A forked and evasive tongue

George Bush speaks:

Since the removal of Saddam, this war – like other wars in our history – has been difficult. The mission of American troops in urban raids and desert patrols – fighting Saddam loyalists and foreign terrorists – has brought danger and suffering and loss. This loss has caused sorrow for our whole Nation – and it has led some to ask if we are creating more problems than we are solving.

The war is undeclared – unlike most other wars in our history – but whatever. The question is fair.

That is an important question, and the answer depends on your view of the war on terror. If you think the terrorists would become peaceful if only America would stop provoking them, then it might make sense to leave them alone.

Nice little bait and switch there. The statement is true, but fails to answer the question. The question was not if George Bush believed that terrorists would become peaceful if America stopped provoking them, but if we are creating more problems than we are solving, which is a paraphrase of Rumsfeld’s proposed metric of success.

This is not the threat I see. I see a global terrorist movement that exploits Islam in the service of radical political aims – a vision in which books are burned, and women are oppressed, and all dissent is crushed. Terrorist operatives conduct their campaign of murder with a set of declared and specific goals – to de-moralize free nations … to drive us out of the Middle East … to spread an empire of fear across that region … and to wage a perpetual war against America and our friends. These terrorists view the world as a giant battlefield – and they seek to attack us wherever they can. This has attracted al Qaida to Iraq, where they are attempting to frighten and intimidate America into a policy of retreat.

Retreat from what? Having our troops stationed in every corner of the globe in a misguided, quasi-imperial Pax Americana? We don’t belong in the Middle East and the Islamic empire has stretched across the Middle East since the 700s. I further note that we did retreat from Saudi Arabia post-9/11, that there’d be no need to retreat from Iraq if George hadn’t ordered 160,000 troops there in the first place, and that George still hasn’t answered the question he raised.

The terrorists do not merely object to American actions in Iraq and elsewhere – they object to our deepest values and our way of life. And if we were not fighting them in Iraq … in Afghanistan … in Southeast Asia … and in other places, the terrorists would not be peaceful citizens – they would be on the offense, and headed our way.
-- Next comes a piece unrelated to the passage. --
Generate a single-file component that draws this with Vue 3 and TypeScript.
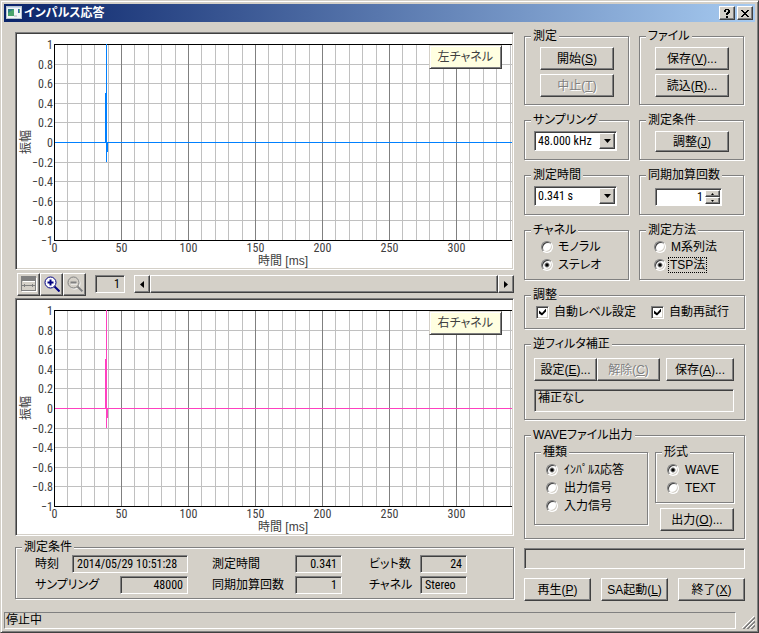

This is a weird argument which assumes that because America is attacking Iraqis, non-Iraqis can’t attack America. It makes no sense. Sure, foreign terrorists can go to Iraq and Afghanistan if they want to attack American troops, but they remain just as free to walk across the Mexican border if they want.

September 11th, 2001 required us to take every emerging threat to our country seriously, and it shattered the illusion that terrorists attack us only after we provoke them. On that day, we were not in Iraq … we were not in Afghanistan … but the terrorists attacked us anyway – and killed nearly 3,000 men, women, and children in our own country. My conviction comes down to this: We do not create terrorism by fighting the terrorists. We invite terrorism by ignoring them. And we will defeat the terrorists by capturing and killing them abroad … removing their safe havens … and strengthening new allies like Iraq and Afghanistan in the fight we share.

This is spin worthy of a Clinton. The facts are that we were in Saudi Arabia, and Saudi Arabians attacked America because, according to the Saudis supposedly responsible, they didn’t want American troops in Saudi Arabia. This is just a wildly dishonest paragraph, as even Rumsfeld has freely admitted that we do create terrorists by fighting them, the important question – which George Bush avoids – is whether we create them faster than we kill them.

What’s sickening is the way that this is cited as being “terrific and important” and “a great address” by Three Monkeys like NRO editor Katharine Lopez.